Upgrading to DVDA2/maximum # of slides

dnvillalpando wrote on 12/30/2004, 4:57 PM
Stupid question:

I bought Vegas5 with DVDA 1.5. Is DVD2.0 a free upgrade if I'm registered? I'm new to the programs and away from my proper computer, so I figured I'd check here while I'm stuck in a cube anyway. I need secondary audio tracks and possibly subtitles too, which I understand are only available in DVDA 2.

Also, is there a maximum number of slides for a slideshow in DVDA? I have a show in mind that will probably be nearly 1,500 slides. I would have liked various slide transitions, but I've read that's a no-go. People have suggested doing it in VEGAS instead, but I believe the limit there is 99 slides, though I could be (and hopefully am!) wrong.
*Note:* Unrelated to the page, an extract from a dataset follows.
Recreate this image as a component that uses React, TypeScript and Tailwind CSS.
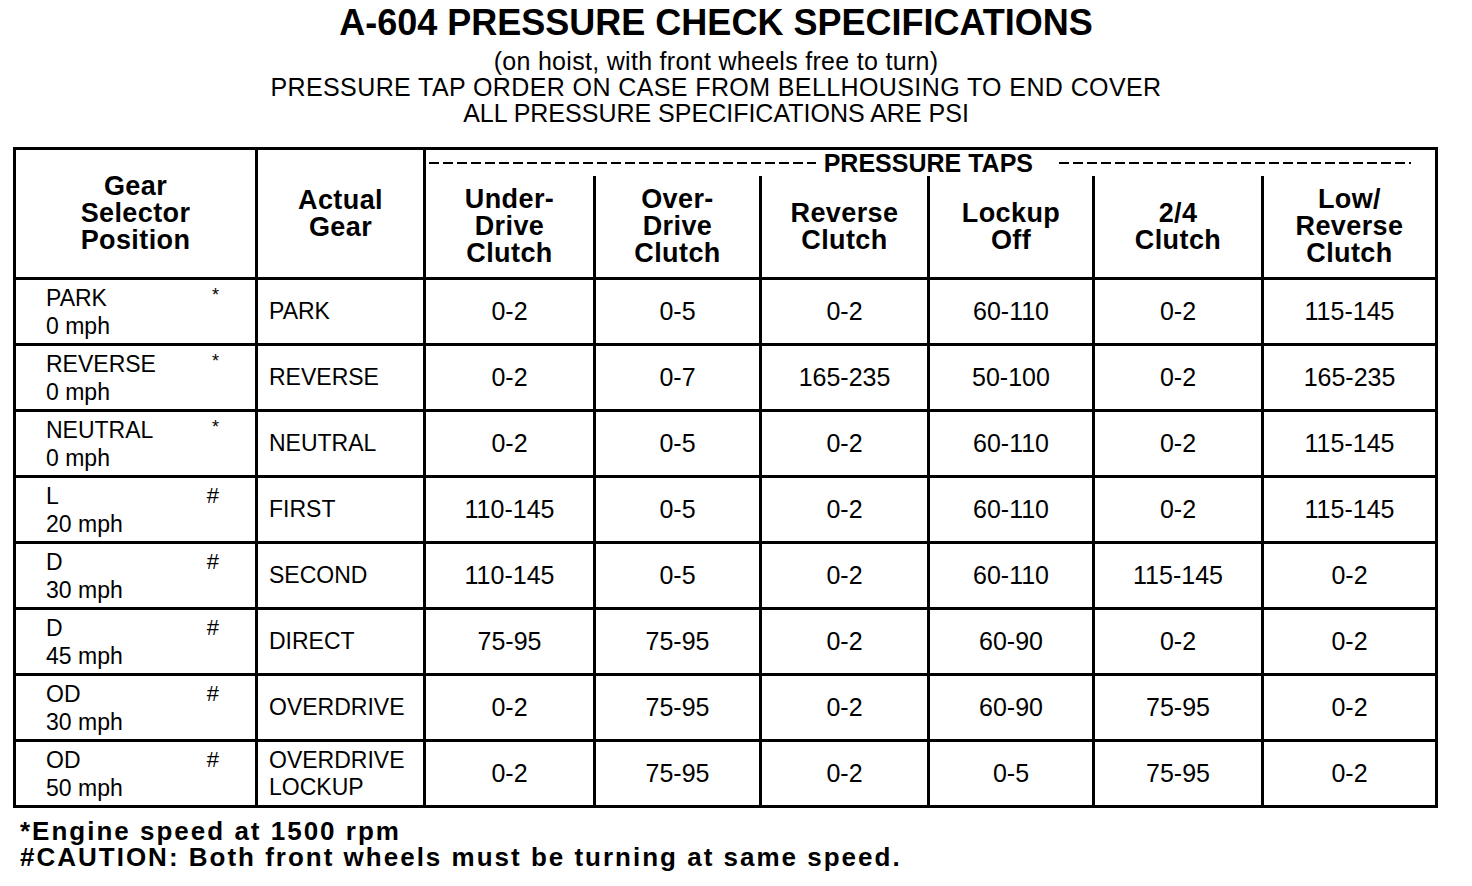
import React from 'react';

// Row data: selector position, speed, footnote mark, actual gear, tap pressures
interface SpecRow {
  pos: string;
  speed: string;
  mark: string;
  gear: string[];
  taps: string[];
}

const rows: SpecRow[] = [
  { pos: 'PARK', speed: '0 mph', mark: '*', gear: ['PARK'], taps: ['0-2', '0-5', '0-2', '60-110', '0-2', '115-145'] },
  { pos: 'REVERSE', speed: '0 mph', mark: '*', gear: ['REVERSE'], taps: ['0-2', '0-7', '165-235', '50-100', '0-2', '165-235'] },
  { pos: 'NEUTRAL', speed: '0 mph', mark: '*', gear: ['NEUTRAL'], taps: ['0-2', '0-5', '0-2', '60-110', '0-2', '115-145'] },
  { pos: 'L', speed: '20 mph', mark: '#', gear: ['FIRST'], taps: ['110-145', '0-5', '0-2', '60-110', '0-2', '115-145'] },
  { pos: 'D', speed: '30 mph', mark: '#', gear: ['SECOND'], taps: ['110-145', '0-5', '0-2', '60-110', '115-145', '0-2'] },
  { pos: 'D', speed: '45 mph', mark: '#', gear: ['DIRECT'], taps: ['75-95', '75-95', '0-2', '60-90', '0-2', '0-2'] },
  { pos: 'OD', speed: '30 mph', mark: '#', gear: ['OVERDRIVE'], taps: ['0-2', '75-95', '0-2', '60-90', '75-95', '0-2'] },
  { pos: 'OD', speed: '50 mph', mark: '#', gear: ['OVERDRIVE', 'LOCKUP'], taps: ['0-2', '75-95', '0-2', '0-5', '75-95', '0-2'] },
];

const tapHeaders: string[][] = [
  ['Under-', 'Drive', 'Clutch'],
  ['Over-', 'Drive', 'Clutch'],
  ['Reverse', 'Clutch'],
  ['Lockup', 'Off'],
  ['2/4', 'Clutch'],
  ['Low/', 'Reverse', 'Clutch'],
];

const COLS = 'grid grid-cols-[239px_168px_170px_166px_168px_165px_169px_174px]';

function HeadLines({ lines }: { lines: string[] }) {
  return (
    <div className="flex flex-col items-center text-[27px] font-bold leading-[27px] tracking-[0.4px]">
      {lines.map((l, i) => (
        <span key={i}>{l}</span>
      ))}
    </div>
  );
}

function Dashes({ className }: { className: string }) {
  return <div className={`h-[2px] bg-[repeating-linear-gradient(90deg,#000_0_10px,transparent_10px_14px)] ${className}`} />;
}

export default function App() {
  return (
    <div className="min-h-screen w-[1472px] bg-white text-black font-['Liberation_Sans',Arial,sans-serif]">
      {/* Titles */}
      <header className="flex flex-col items-center pt-[4px] pr-[40px]">
        <h1 className="text-[36px] font-bold leading-[38px]">A-604 PRESSURE CHECK SPECIFICATIONS</h1>
        <p className="mt-[6px] text-[25px] leading-[26px] tracking-[0.3px]">(on hoist, with front wheels free to turn)</p>
        <p className="text-[25px] leading-[26px] tracking-[0.4px]">PRESSURE TAP ORDER ON CASE FROM BELLHOUSING TO END COVER</p>
        <p className="text-[25px] leading-[26px]">ALL PRESSURE SPECIFICATIONS ARE PSI</p>
      </header>

      {/* Table */}
      <div className="ml-[13px] mt-[21px] w-[1425px] border-[3px] border-black">
        <div className={`${COLS} grid-rows-[26px_101px]`}>
          <div className="row-span-2 flex items-center justify-center">
            <HeadLines lines={['Gear', 'Selector', 'Position']} />
          </div>
          <div className="row-span-2 flex items-center justify-center border-l-[3px] border-black">
            <HeadLines lines={['Actual', 'Gear']} />
          </div>
          <div className="col-span-6 flex items-center border-l-[3px] border-black pl-[3px] pr-[24px]">
            <Dashes className="flex-1" />
            <span className="ml-[8px] mr-[26px] text-[25px] font-bold leading-none">PRESSURE TAPS</span>
            <Dashes className="w-[352px]" />
          </div>
          {tapHeaders.map((h, i) => (
            <div key={i} className="flex items-center justify-center border-l-[3px] border-black">
              <HeadLines lines={h} />
            </div>
          ))}
        </div>

        {rows.map((r, i) => (
          <div key={i} className={`${COLS} h-[66px] border-t-[3px] border-black`}>
            <div className="flex flex-col justify-center pl-[30px] pr-[36px] text-[23px] leading-[28px]">
              <div className="flex justify-between">
                <span>{r.pos}</span>
                <span className={r.mark === '*' ? 'text-[18px] leading-[22px]' : 'text-[22px]'}>{r.mark}</span>
              </div>
              <span>{r.speed}</span>
            </div>
            <div className="flex flex-col justify-center border-l-[3px] border-black pl-[11px] text-[23px] leading-[27px]">
              {r.gear.map((g, j) => (
                <span key={j}>{g}</span>
              ))}
            </div>
            {r.taps.map((t, j) => (
              <div key={j} className="flex items-center justify-center border-l-[3px] border-black text-[25px]">
                {t}
              </div>
            ))}
          </div>
        ))}
      </div>

      {/* Footnotes */}
      <div className="mt-[10px] pl-[20px] text-[26px] font-bold leading-[26px] tracking-[2px]">
        <p>*Engine speed at 1500 rpm</p>
        <p>#CAUTION: Both front wheels must be turning at same speed.</p>
      </div>
    </div>
  );
}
Any help would be appreciated. Thanks!

david

Comments

JSWTS wrote on 12/30/2004, 5:41 PM
You wouldn't be able to do 1500 slides without some work in DVD-A. If you use Vegas and output a video stream of slides, then you have to be careful how long the slide duration is, the encode bitrate, and the number of menus you create. 1500 slides at 5 seconds each is just over two hours of content, so you will need to adjust your bitrate accordingly. In addition, you can only have 99 chapters per title, so the viewer wouldn't be able to navigate to each slide individually (no skipping forward or backwards a slide at a time). If you try to use the slideshow in DVD-A, then you are limited to '99' slides in the sense that only 99 of them could have chapters (this is a dvd spec limit, not DVD-A). DVD-A will allow you to add the rest of the pics, but there wouldn't be any chapter points (not unlike if you used Vegas). The problem with DVD-A is that it creates a video stream for the slides, rather than a single "I" frame per slide (with the ifo file telling the set top player how long the slide should display). The importance of this is that 1500 slides encoded as a stream results in several gigabites of data, whereas slideshows encoded as "I" frames only result in only several mb's. Most other authoring apps do it this way, but not DVD-A. However, one workaround is to create a 'music' compilation and use the slides. It appears as though DVD-A creates "I" frames only when it does this. You could have a single 5 sec blank audio stream that would be associated with each pic.